§ **Exercise brief**: Report how many lines contain "code", with no other words.

§ **Record excerpts**:
☆ ☆ ☆ ☆
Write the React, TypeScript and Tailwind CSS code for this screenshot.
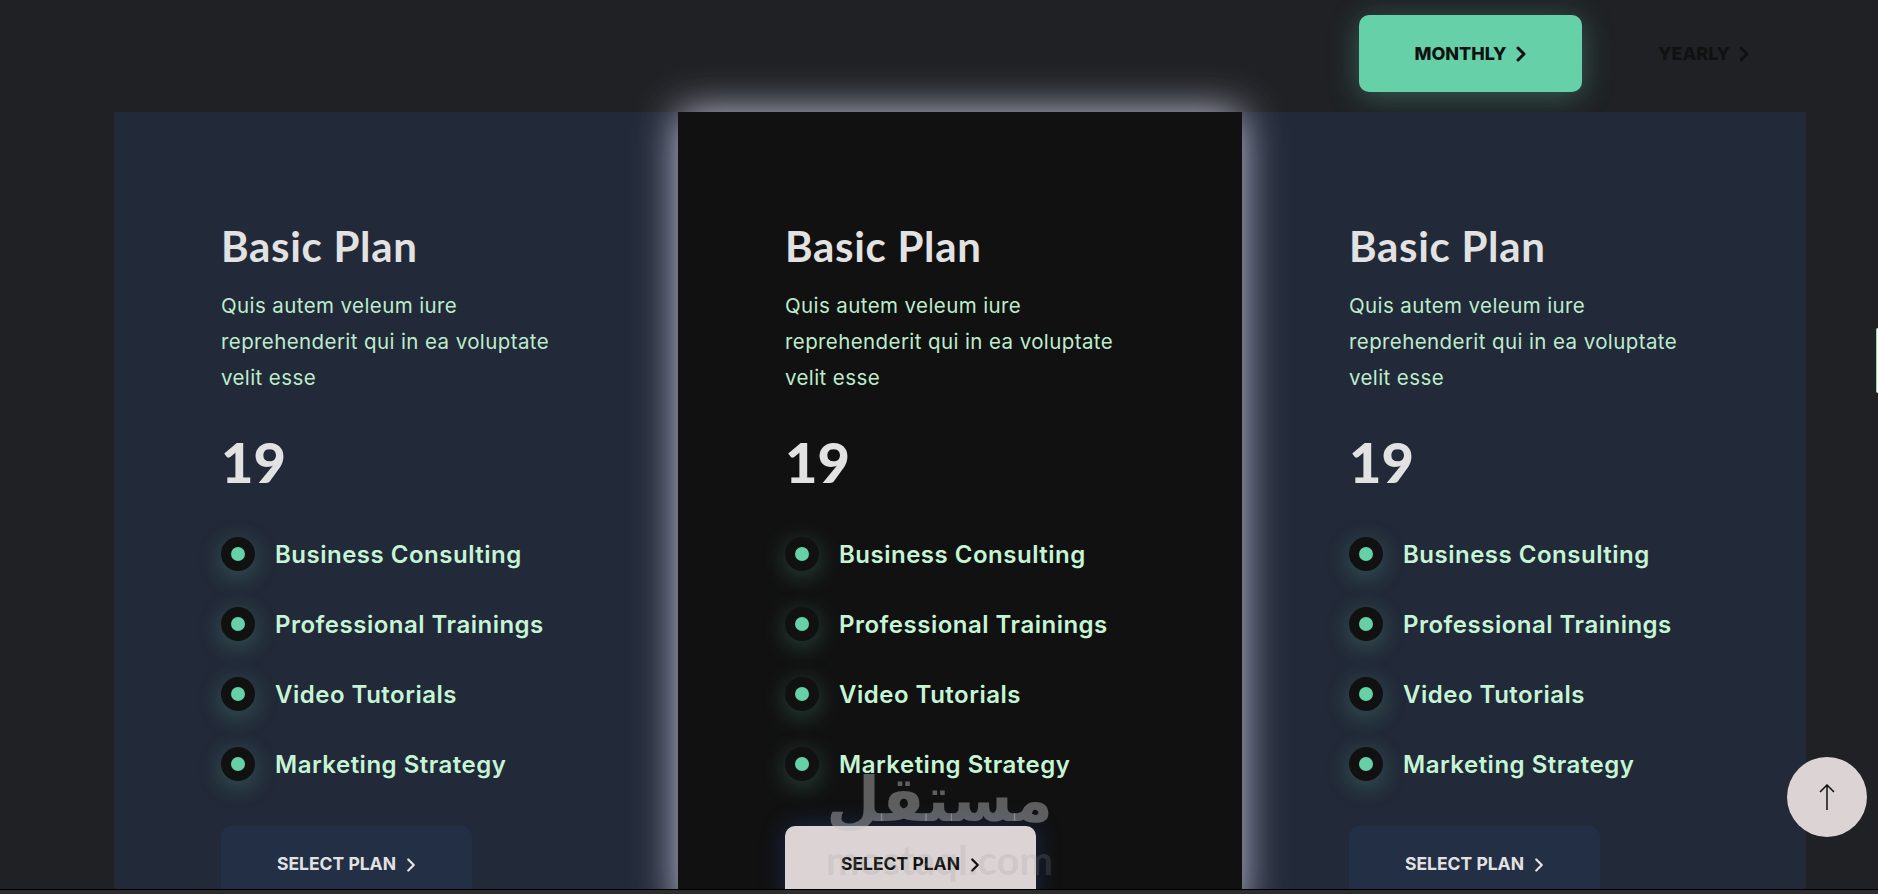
☆ ☆ ☆ ☆
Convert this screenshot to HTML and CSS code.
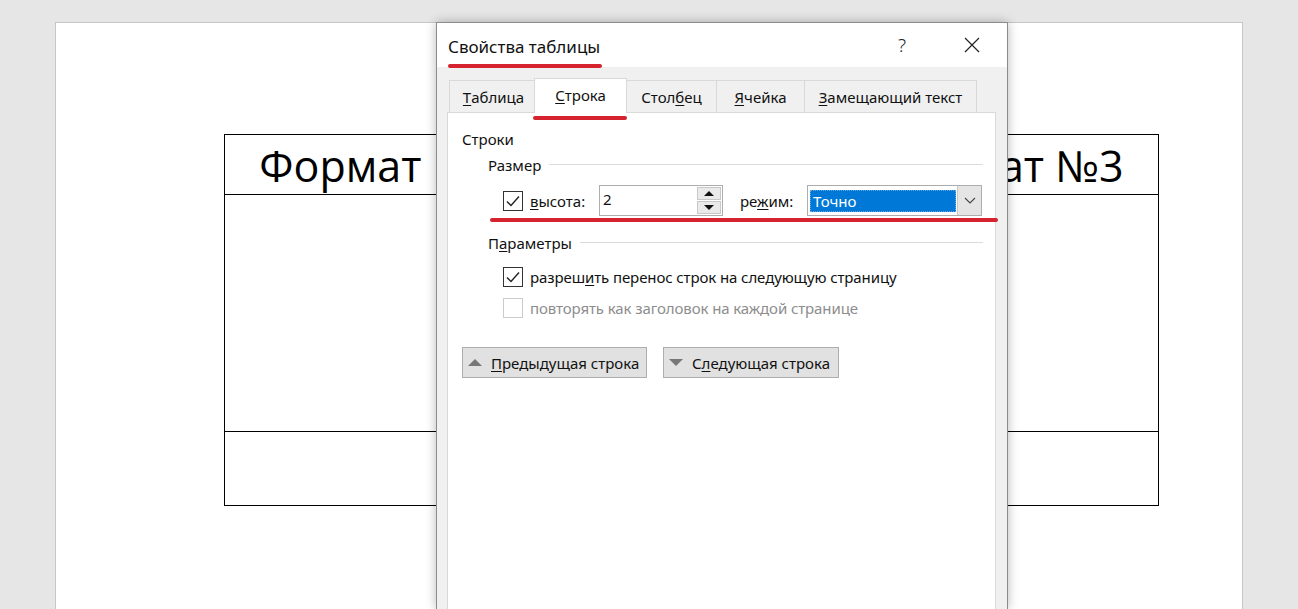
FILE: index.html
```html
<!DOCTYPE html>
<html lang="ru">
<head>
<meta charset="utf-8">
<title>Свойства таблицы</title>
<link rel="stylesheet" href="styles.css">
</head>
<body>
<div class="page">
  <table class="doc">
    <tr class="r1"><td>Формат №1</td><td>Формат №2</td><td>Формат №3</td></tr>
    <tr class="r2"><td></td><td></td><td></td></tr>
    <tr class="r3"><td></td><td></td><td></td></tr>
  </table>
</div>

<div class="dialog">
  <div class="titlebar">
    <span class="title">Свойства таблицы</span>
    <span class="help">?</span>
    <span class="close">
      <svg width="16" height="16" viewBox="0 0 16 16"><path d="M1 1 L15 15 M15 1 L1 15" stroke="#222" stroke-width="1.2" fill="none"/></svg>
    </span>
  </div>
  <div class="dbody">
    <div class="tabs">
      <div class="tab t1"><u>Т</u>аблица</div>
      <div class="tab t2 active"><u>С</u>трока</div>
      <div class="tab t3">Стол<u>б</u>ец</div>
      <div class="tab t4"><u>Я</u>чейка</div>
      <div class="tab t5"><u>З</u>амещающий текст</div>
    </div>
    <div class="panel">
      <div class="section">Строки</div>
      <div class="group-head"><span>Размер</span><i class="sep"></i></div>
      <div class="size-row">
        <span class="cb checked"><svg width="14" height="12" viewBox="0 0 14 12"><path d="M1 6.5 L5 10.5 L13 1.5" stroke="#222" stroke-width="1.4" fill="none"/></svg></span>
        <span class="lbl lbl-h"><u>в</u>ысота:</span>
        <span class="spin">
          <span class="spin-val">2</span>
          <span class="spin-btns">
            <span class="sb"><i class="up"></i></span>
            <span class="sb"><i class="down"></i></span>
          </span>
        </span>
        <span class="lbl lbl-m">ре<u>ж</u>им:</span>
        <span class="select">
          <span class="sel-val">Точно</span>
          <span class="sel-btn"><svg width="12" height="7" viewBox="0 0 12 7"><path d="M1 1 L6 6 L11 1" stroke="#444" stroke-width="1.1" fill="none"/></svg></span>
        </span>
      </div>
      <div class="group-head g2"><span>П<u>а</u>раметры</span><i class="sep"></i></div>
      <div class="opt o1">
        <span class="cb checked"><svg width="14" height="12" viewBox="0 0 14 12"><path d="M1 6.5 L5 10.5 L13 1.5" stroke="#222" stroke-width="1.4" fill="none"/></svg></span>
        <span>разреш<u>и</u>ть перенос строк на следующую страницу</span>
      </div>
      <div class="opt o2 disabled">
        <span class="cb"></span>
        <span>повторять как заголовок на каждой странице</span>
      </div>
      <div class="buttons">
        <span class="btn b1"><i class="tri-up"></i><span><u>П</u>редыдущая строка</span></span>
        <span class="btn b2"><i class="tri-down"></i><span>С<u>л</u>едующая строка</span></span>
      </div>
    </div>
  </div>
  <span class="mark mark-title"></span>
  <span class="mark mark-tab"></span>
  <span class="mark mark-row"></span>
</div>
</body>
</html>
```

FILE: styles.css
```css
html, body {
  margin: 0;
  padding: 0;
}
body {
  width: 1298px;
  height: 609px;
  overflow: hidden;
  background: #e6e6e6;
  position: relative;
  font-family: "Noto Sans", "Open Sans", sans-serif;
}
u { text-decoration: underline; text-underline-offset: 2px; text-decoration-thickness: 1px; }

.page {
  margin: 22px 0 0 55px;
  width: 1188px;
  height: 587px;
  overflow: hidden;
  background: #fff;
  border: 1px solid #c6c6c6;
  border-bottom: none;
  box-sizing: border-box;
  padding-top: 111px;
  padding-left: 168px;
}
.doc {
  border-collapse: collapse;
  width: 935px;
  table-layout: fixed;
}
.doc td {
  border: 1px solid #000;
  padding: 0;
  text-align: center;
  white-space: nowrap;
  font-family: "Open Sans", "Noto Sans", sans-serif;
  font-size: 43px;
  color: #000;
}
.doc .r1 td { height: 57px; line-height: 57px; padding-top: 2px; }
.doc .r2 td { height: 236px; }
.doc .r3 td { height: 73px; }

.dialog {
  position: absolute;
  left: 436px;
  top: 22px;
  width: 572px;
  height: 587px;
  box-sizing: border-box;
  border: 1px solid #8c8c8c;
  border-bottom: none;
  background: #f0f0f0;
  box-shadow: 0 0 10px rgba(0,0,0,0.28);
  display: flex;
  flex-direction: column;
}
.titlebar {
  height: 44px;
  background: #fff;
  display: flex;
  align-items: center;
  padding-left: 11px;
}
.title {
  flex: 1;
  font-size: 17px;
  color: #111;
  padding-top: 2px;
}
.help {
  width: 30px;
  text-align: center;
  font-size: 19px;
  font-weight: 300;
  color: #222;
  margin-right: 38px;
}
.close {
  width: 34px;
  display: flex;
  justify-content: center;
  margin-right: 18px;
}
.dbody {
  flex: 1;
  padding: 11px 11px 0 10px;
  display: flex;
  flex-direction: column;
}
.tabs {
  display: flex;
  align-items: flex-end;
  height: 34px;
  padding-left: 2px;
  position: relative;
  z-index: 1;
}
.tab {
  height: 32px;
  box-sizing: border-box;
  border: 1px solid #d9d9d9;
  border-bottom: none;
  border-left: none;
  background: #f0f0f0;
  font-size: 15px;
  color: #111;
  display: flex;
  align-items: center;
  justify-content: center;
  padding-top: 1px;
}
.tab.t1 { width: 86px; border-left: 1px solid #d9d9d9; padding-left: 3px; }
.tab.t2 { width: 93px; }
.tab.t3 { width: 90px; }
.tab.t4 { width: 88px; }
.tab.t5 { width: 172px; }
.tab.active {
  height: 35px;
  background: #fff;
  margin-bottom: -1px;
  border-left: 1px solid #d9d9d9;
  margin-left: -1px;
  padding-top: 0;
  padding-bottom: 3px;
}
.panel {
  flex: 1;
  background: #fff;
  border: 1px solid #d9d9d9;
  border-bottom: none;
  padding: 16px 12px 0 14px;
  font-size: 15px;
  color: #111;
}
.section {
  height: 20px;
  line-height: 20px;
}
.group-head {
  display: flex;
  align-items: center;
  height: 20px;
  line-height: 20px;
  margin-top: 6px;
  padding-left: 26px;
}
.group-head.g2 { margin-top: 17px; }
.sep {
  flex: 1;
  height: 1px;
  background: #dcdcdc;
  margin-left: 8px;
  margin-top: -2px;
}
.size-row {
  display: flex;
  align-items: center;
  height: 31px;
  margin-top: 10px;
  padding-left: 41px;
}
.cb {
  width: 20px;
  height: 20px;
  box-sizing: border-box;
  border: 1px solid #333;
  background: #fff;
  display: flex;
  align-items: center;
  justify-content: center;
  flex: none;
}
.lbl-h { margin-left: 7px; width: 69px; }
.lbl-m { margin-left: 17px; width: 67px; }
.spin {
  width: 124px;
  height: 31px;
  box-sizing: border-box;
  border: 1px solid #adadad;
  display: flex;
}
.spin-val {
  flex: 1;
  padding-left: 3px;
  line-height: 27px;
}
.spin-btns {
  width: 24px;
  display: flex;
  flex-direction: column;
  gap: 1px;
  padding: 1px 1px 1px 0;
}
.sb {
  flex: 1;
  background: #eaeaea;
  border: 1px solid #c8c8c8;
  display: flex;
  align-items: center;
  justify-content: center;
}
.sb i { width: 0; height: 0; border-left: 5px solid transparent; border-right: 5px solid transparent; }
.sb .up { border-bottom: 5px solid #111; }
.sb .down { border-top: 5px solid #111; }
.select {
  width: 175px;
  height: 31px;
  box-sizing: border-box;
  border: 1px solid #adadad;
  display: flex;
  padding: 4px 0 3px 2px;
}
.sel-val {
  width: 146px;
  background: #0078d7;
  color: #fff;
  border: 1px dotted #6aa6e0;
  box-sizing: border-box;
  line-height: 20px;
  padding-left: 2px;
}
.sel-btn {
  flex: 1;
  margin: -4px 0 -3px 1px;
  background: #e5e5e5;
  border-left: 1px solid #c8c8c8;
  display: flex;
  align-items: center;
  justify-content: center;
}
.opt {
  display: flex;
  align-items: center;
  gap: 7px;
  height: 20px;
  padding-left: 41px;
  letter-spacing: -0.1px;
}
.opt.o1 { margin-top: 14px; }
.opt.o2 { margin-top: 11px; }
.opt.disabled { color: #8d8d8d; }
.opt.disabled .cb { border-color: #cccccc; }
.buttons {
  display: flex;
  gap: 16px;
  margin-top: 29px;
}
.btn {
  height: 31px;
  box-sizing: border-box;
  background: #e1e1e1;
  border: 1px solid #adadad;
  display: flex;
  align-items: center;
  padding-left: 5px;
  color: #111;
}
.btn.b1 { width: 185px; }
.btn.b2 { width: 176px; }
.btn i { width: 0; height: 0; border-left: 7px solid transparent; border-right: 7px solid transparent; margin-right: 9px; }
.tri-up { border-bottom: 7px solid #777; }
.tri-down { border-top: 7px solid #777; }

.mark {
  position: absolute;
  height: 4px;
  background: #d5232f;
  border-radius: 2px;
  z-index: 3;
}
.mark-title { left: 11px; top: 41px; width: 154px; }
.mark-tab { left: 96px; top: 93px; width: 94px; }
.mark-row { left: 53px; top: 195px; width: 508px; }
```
☆ ☆ ☆ ☆
§ **The reply**: 2